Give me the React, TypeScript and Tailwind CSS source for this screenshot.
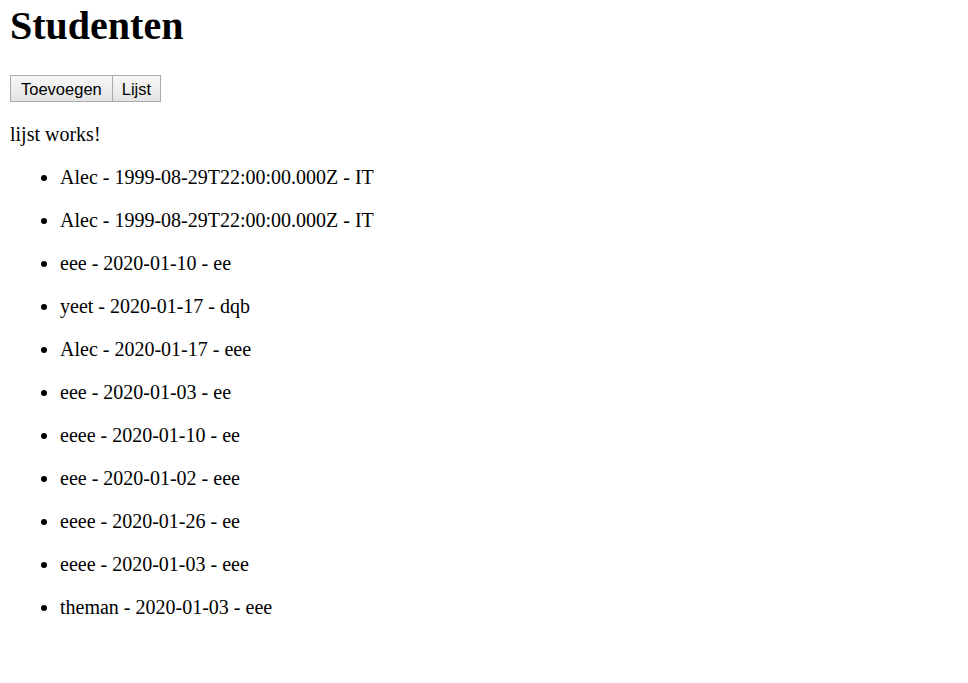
import React from "react";

const items = [
  "Alec - 1999-08-29T22:00:00.000Z - IT",
  "Alec - 1999-08-29T22:00:00.000Z - IT",
  "eee - 2020-01-10 - ee",
  "yeet - 2020-01-17 - dqb",
  "Alec - 2020-01-17 - eee",
  "eee - 2020-01-03 - ee",
  "eeee - 2020-01-10 - ee",
  "eee - 2020-01-02 - eee",
  "eeee - 2020-01-26 - ee",
  "eeee - 2020-01-03 - eee",
  "theman - 2020-01-03 - eee",
];

export default function App() {
  return (
    <div
      className="min-h-[683px] bg-white px-[10px] pt-[3px] text-black"
      style={{ fontFamily: '"Liberation Serif", "Times New Roman", serif' }}
    >
      <h1 className="text-[40px] font-bold leading-[46px]">Studenten</h1>
      <div className="mt-[26px] flex">
        <button
          className="h-[27px] border border-[#a9a9a9] bg-gradient-to-b from-[#f7f7f7] to-[#e4e4e4] px-[10px] text-[16.5px] leading-[20px] text-black"
          style={{ fontFamily: '"Liberation Sans", Arial, sans-serif' }}
        >
          Toevoegen
        </button>
        <button
          className="-ml-px h-[27px] border border-[#a9a9a9] bg-gradient-to-b from-[#f7f7f7] to-[#e4e4e4] px-[9px] text-[16.5px] leading-[20px] text-black"
          style={{ fontFamily: '"Liberation Sans", Arial, sans-serif' }}
        >
          Lijst
        </button>
      </div>
      <p className="mt-[21px] text-[20px] leading-[23px]">lijst works!</p>
      <ul className="mt-[20px] list-disc pl-[50px] text-[20px] leading-[23px]">
        {items.map((t, i) => (
          <li key={i} className="mb-[20px]">
            {t}
          </li>
        ))}
      </ul>
    </div>
  );
}
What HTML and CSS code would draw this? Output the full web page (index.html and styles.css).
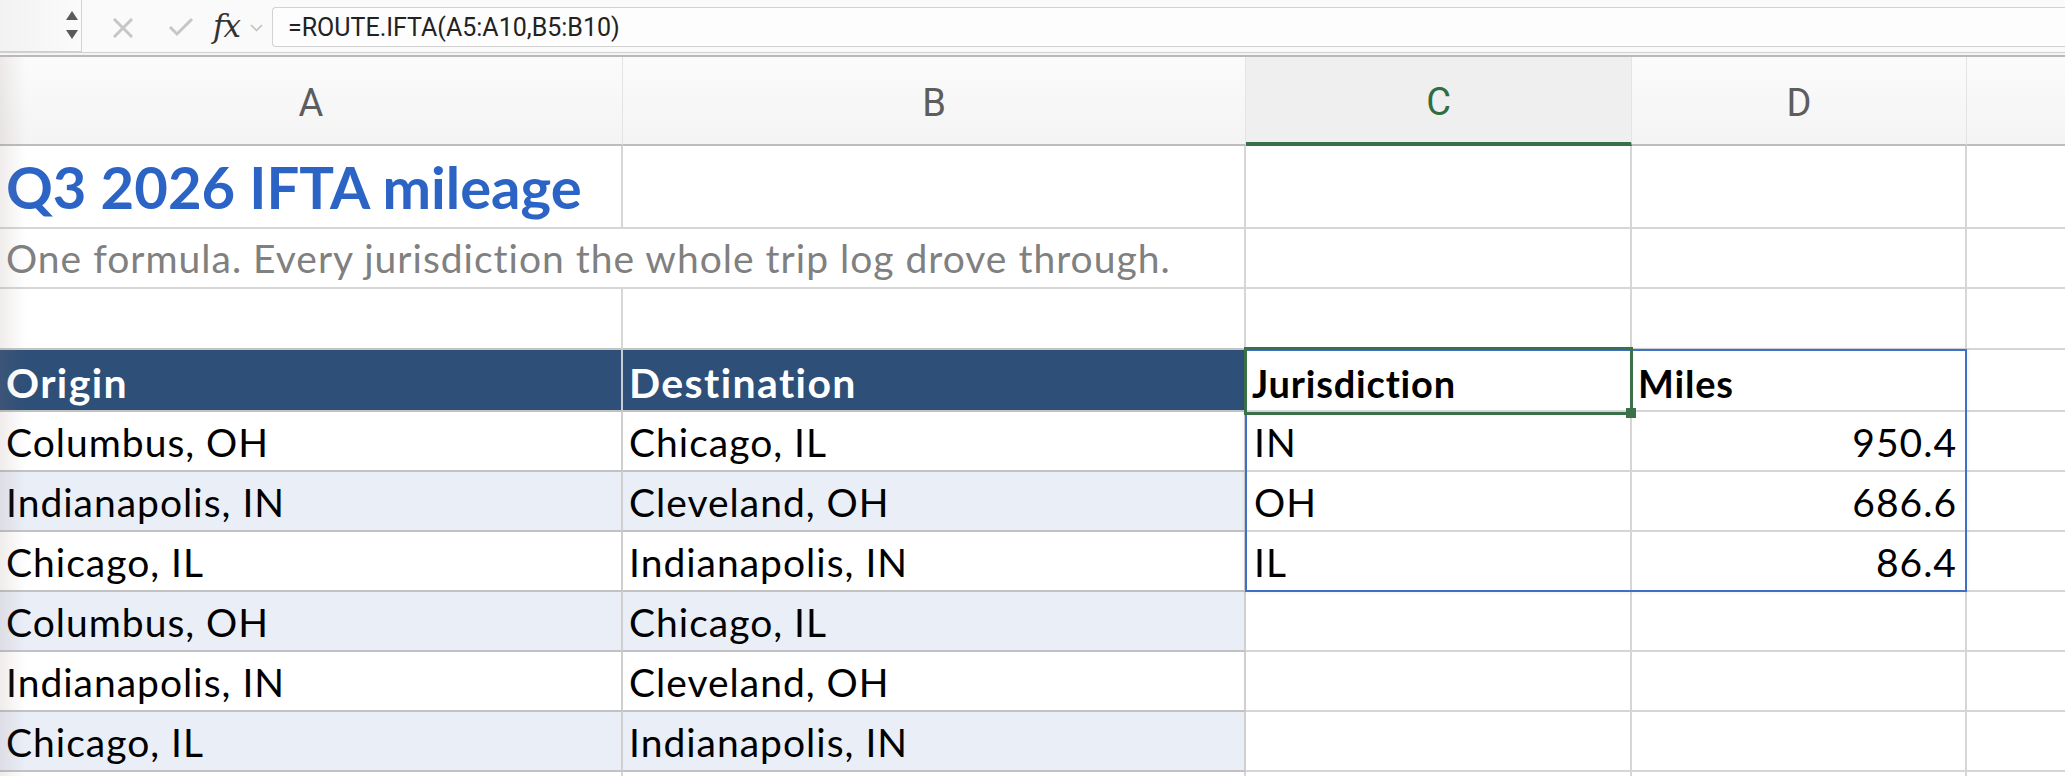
FILE: index.html
```html
<!DOCTYPE html>
<html lang="en">
<head>
    <meta charset="UTF-8">
    <meta name="viewport" content="width=device-width, initial-scale=1.0">
    <title>Q3 2026 IFTA mileage</title>
    <link rel="stylesheet" href="styles.css">
</head>
<body>
    <!-- formula bar -->
    <div class="formula-bar">
        <div class="name-box">
            <svg class="spinner" width="14" height="34" viewBox="0 0 14 34">
                <path d="M7 3 L13 12 L1 12 Z" fill="#5a5a5a"/>
                <path d="M1 22 L13 22 L7 31 Z" fill="#5a5a5a"/>
            </svg>
        </div>
        <div class="bar-tools">
            <svg class="icon-cancel" width="20" height="20" viewBox="0 0 20 20">
                <path d="M2 2 L18 18 M18 2 L2 18" stroke="#c6c6c6" stroke-width="3" stroke-linecap="square"/>
            </svg>
            <svg class="icon-enter" width="26" height="20" viewBox="0 0 26 20">
                <path d="M2 10 L9 17 L24 2" stroke="#c6c6c6" stroke-width="3" fill="none"/>
            </svg>
            <span class="fx">fx</span>
            <svg class="icon-chevron" width="13" height="8" viewBox="0 0 13 8">
                <path d="M1 1 L6.5 6.5 L12 1" stroke="#bdbdbd" stroke-width="1.5" fill="none"/>
            </svg>
        </div>
        <div class="formula-input">=ROUTE.IFTA(A5:A10,B5:B10)</div>
    </div>
    <div class="bar-rule"></div>

    <!-- worksheet -->
    <div class="sheet">
        <div class="col-head">A</div>
        <div class="col-head">B</div>
        <div class="col-head active">C</div>
        <div class="col-head">D</div>
        <div class="col-head">E</div>

        <div class="cell title">Q3 2026 IFTA mileage</div>
        <div class="cell"></div>
        <div class="cell"></div>
        <div class="cell"></div>
        <div class="cell"></div>

        <div class="cell subtitle">One formula. Every jurisdiction the whole trip log drove through.</div>
        <div class="cell"></div>
        <div class="cell"></div>
        <div class="cell"></div>

        <div class="cell above-table"></div>
        <div class="cell above-table"></div>
        <div class="cell"></div>
        <div class="cell"></div>
        <div class="cell"></div>

        <div class="cell th">Origin</div>
        <div class="cell th">Destination</div>
        <div class="cell bold">Jurisdiction</div>
        <div class="cell bold">Miles</div>
        <div class="cell"></div>

        <div class="cell td">Columbus, OH</div>
        <div class="cell td">Chicago, IL</div>
        <div class="cell">IN</div>
        <div class="cell num">950.4</div>
        <div class="cell"></div>

        <div class="cell td band">Indianapolis, IN</div>
        <div class="cell td band">Cleveland, OH</div>
        <div class="cell">OH</div>
        <div class="cell num">686.6</div>
        <div class="cell"></div>

        <div class="cell td">Chicago, IL</div>
        <div class="cell td">Indianapolis, IN</div>
        <div class="cell">IL</div>
        <div class="cell num">86.4</div>
        <div class="cell"></div>

        <div class="cell td band">Columbus, OH</div>
        <div class="cell td band">Chicago, IL</div>
        <div class="cell"></div>
        <div class="cell"></div>
        <div class="cell"></div>

        <div class="cell td">Indianapolis, IN</div>
        <div class="cell td">Cleveland, OH</div>
        <div class="cell"></div>
        <div class="cell"></div>
        <div class="cell"></div>

        <div class="cell td band">Chicago, IL</div>
        <div class="cell td band">Indianapolis, IN</div>
        <div class="cell"></div>
        <div class="cell"></div>
        <div class="cell"></div>

        <div class="cell"></div>
        <div class="cell"></div>
        <div class="cell"></div>
        <div class="cell"></div>
        <div class="cell"></div>

        <!-- selection C4:D7 and active cell C4, laid over the grid -->
        <div class="range"></div>
        <div class="active-cell"><span class="fill-handle"></span></div>
        <div class="edge-shade"></div>
    </div>
</body>
</html>
```
FILE: styles.css
```css
body {
    margin: 0;
    width: 2065px;
    height: 776px;
    overflow: hidden;
    background: #ffffff;
    font-family: 'Lato', 'Open Sans', sans-serif;
    color: #000;
}

/* ---- formula bar ---- */
.formula-bar {
    display: flex;
    height: 52px;
    background: #fafafa;
}

.name-box {
    width: 79px;
    height: 51px;
    border-right: 1px solid #d3d3d3;
    border-bottom: 1px solid #cfcfcf;
    background: linear-gradient(to right, #f2f2f2, #fbfbfb);
    display: flex;
    align-items: center;
    justify-content: flex-end;
    padding-right: 2px;
    box-sizing: content-box;
}

.spinner {
    display: block;
    margin-top: -2px;
}

.bar-tools {
    display: flex;
    align-items: center;
    padding-left: 31px;
}

.icon-cancel {
    margin-top: 4px;
}

.icon-enter {
    margin-left: 35px;
    margin-top: 2px;
}

.fx {
    margin-left: 19px;
    font-family: 'DejaVu Serif', 'Liberation Serif', serif;
    font-style: italic;
    font-size: 31px;
    color: #333;
    letter-spacing: -1px;
}

.icon-chevron {
    margin-left: 10px;
    margin-top: 4px;
}

.formula-input {
    flex: 1;
    margin: 7px 0 5px 9px;
    padding-left: 15px;
    border: 1px solid #d2d2d2;
    border-right: none;
    border-radius: 4px 0 0 4px;
    background: #fdfdfd;
    display: flex;
    align-items: center;
    font-family: 'Roboto', sans-serif;
    font-size: 25px;
    color: #222;
}

.bar-rule {
    height: 2px;
    border-top: 1px solid #d0d0d0;
    border-bottom: 2px solid #b9b9b9;
    background: #f4f4f4;
}

/* ---- worksheet grid ---- */
.sheet {
    position: relative;
    width: 2065px;
    overflow: hidden;
    display: grid;
    grid-template-columns: 623px 623px 386px 335px 214px;
    grid-template-rows: 89px 83px 60px 61px 62px repeat(7, 60px);
}

.col-head {
    display: flex;
    align-items: center;
    justify-content: center;
    padding-top: 4px;
    background: linear-gradient(#fbfbfb, #f4f4f4);
    border-right: 1px solid #e4e4e4;
    border-bottom: 2px solid #bdbdbd;
    font-family: 'Roboto', sans-serif;
    font-size: 38px;
    color: #5d5d5d;
}

.col-head.active {
    background: #efefef;
    color: #2f6e41;
    border-bottom: 4px solid #37704a;
}

.cell {
    display: flex;
    align-items: flex-end;
    padding: 0 8px 8px 8px;
    border-right: 2px solid #d6d6d6;
    border-bottom: 2px solid #d6d6d6;
    font-size: 39px;
    letter-spacing: 1px;
    line-height: 1;
    white-space: nowrap;
    min-width: 0;
}

.title {
    padding-left: 6px;
    padding-bottom: 11px;
    font-size: 58px;
    font-weight: 700;
    letter-spacing: 0;
    color: #2c64c6;
}

.subtitle {
    grid-column: span 2;
    padding-left: 6px;
    padding-bottom: 9px;
    color: #808080;
}

.above-table {
    border-bottom-color: #c4c4c4;
}

.th {
    background: #2e4f77;
    color: #ffffff;
    font-weight: 700;
    font-size: 41px;
    letter-spacing: 1.4px;
    padding-left: 6px;
    padding-bottom: 7px;
    border-right-color: #c9ced6;
    border-bottom-color: #c2c2c2;
}

.td {
    padding-left: 6px;
    border-right-color: #cfcfcf;
    border-bottom-color: #c2c2c2;
}

.band {
    background: #e9eef7;
}

.bold {
    font-weight: 700;
    font-size: 38px;
    letter-spacing: 0.8px;
    padding-left: 6px;
}

.num {
    justify-content: flex-end;
}

/* selection overlays: absolutely placed inside their grid areas */
.range {
    position: absolute;
    grid-column: 3 / 5;
    grid-row: 5 / 9;
    top: -1px;
    left: -1px;
    right: 0;
    bottom: 0;
    border: 2px solid #416fc4;
    box-shadow: 0 0 5px rgba(0, 0, 0, 0.08);
    pointer-events: none;
}

.active-cell {
    position: absolute;
    grid-column: 3 / 4;
    grid-row: 5 / 6;
    top: -3px;
    left: -2px;
    right: -1px;
    bottom: -3px;
    border: 3px solid #3a7148;
    pointer-events: none;
}

.fill-handle {
    position: absolute;
    right: -6px;
    bottom: -6px;
    width: 10px;
    height: 10px;
    background: #3a7148;
}

.edge-shade {
    position: absolute;
    grid-column: 1 / 2;
    grid-row: 1 / -1;
    top: 0;
    bottom: 0;
    left: 0;
    width: 26px;
    background: linear-gradient(to right, rgba(150, 120, 120, 0.14), rgba(150, 120, 120, 0));
    pointer-events: none;
}
```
____________
- Exercise directions -
From the data above, show each line that contains "React".

- Problem solution -
Give me the React, TypeScript and Tailwind CSS source for this screenshot.
import React from "react";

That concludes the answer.